WORK TO COMPLETE:
Repeat all the material exactly; pictures stay out of your copy.

SOURCE DATA:
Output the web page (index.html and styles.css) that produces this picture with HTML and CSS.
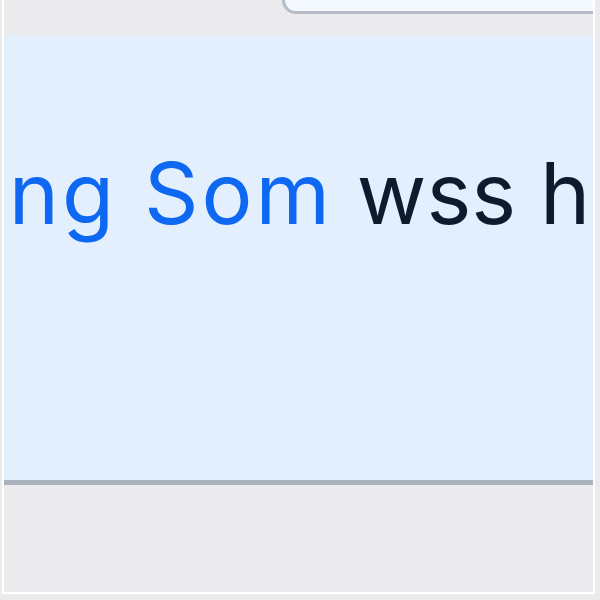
FILE: index.html
```html
<!DOCTYPE html>
<html>
<head>
<meta charset="utf-8">
<link rel="stylesheet" href="styles.css">
</head>
<body>
<div class="frame">
  <div class="topbar">
    <div class="tab"></div>
  </div>
  <div class="panel">
    <p class="line"><span class="name">ang Som</span> wss h</p>
  </div>
</div>
</body>
</html>
```
FILE: styles.css
```css
html, body {
  margin: 0;
  padding: 0;
  background: #ebebed;
  width: 600px;
  height: 600px;
  overflow: hidden;
}
.frame {
  margin-left: 2px;
  width: 593px;
  height: 594px;
  border-left: 2px solid #ffffff;
  border-right: 2px solid #ffffff;
  border-bottom: 2px solid #ffffff;
  box-sizing: border-box;
  display: flex;
  flex-direction: column;
}
.topbar {
  height: 35px;
  display: flex;
  background: #ebebed;
}
.tab {
  margin-left: 278px;
  flex: 1;
  height: 14px;
  background: #f4f9ff;
  border-left: 3px solid #b6bdc7;
  border-bottom: 3px solid #b6bdc7;
  border-bottom-left-radius: 28px;
  box-sizing: border-box;
}
.panel {
  height: 450px;
  background: #e3effd;
  border-bottom: 5px solid #aab3bd;
  box-sizing: border-box;
  overflow: hidden;
}
.line {
  margin: 0;
  padding-top: 104px;
  margin-left: -46px;
  font-family: Inter, "Noto Sans", sans-serif;
  font-size: 85px;
  line-height: 110px;
  color: #0e1a2e;
  white-space: nowrap;
}
.name {
  color: #0f68f2;
  letter-spacing: 3px;
}
```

ANSWER TO THE TASK:
Output the web page (index.html and styles.css) that produces this picture with HTML and CSS.
FILE: index.html
```html
<!DOCTYPE html>
<html>
<head>
<meta charset="utf-8">
<link rel="stylesheet" href="styles.css">
</head>
<body>
<div class="frame">
  <div class="topbar">
    <div class="tab"></div>
  </div>
  <div class="panel">
    <p class="line"><span class="name">ang Som</span> wss h</p>
  </div>
</div>
</body>
</html>
```
FILE: styles.css
```css
html, body {
  margin: 0;
  padding: 0;
  background: #ebebed;
  width: 600px;
  height: 600px;
  overflow: hidden;
}
.frame {
  margin-left: 2px;
  width: 593px;
  height: 594px;
  border-left: 2px solid #ffffff;
  border-right: 2px solid #ffffff;
  border-bottom: 2px solid #ffffff;
  box-sizing: border-box;
  display: flex;
  flex-direction: column;
}
.topbar {
  height: 35px;
  display: flex;
  background: #ebebed;
}
.tab {
  margin-left: 278px;
  flex: 1;
  height: 14px;
  background: #f4f9ff;
  border-left: 3px solid #b6bdc7;
  border-bottom: 3px solid #b6bdc7;
  border-bottom-left-radius: 28px;
  box-sizing: border-box;
}
.panel {
  height: 450px;
  background: #e3effd;
  border-bottom: 5px solid #aab3bd;
  box-sizing: border-box;
  overflow: hidden;
}
.line {
  margin: 0;
  padding-top: 104px;
  margin-left: -46px;
  font-family: Inter, "Noto Sans", sans-serif;
  font-size: 85px;
  line-height: 110px;
  color: #0e1a2e;
  white-space: nowrap;
}
.name {
  color: #0f68f2;
  letter-spacing: 3px;
}
```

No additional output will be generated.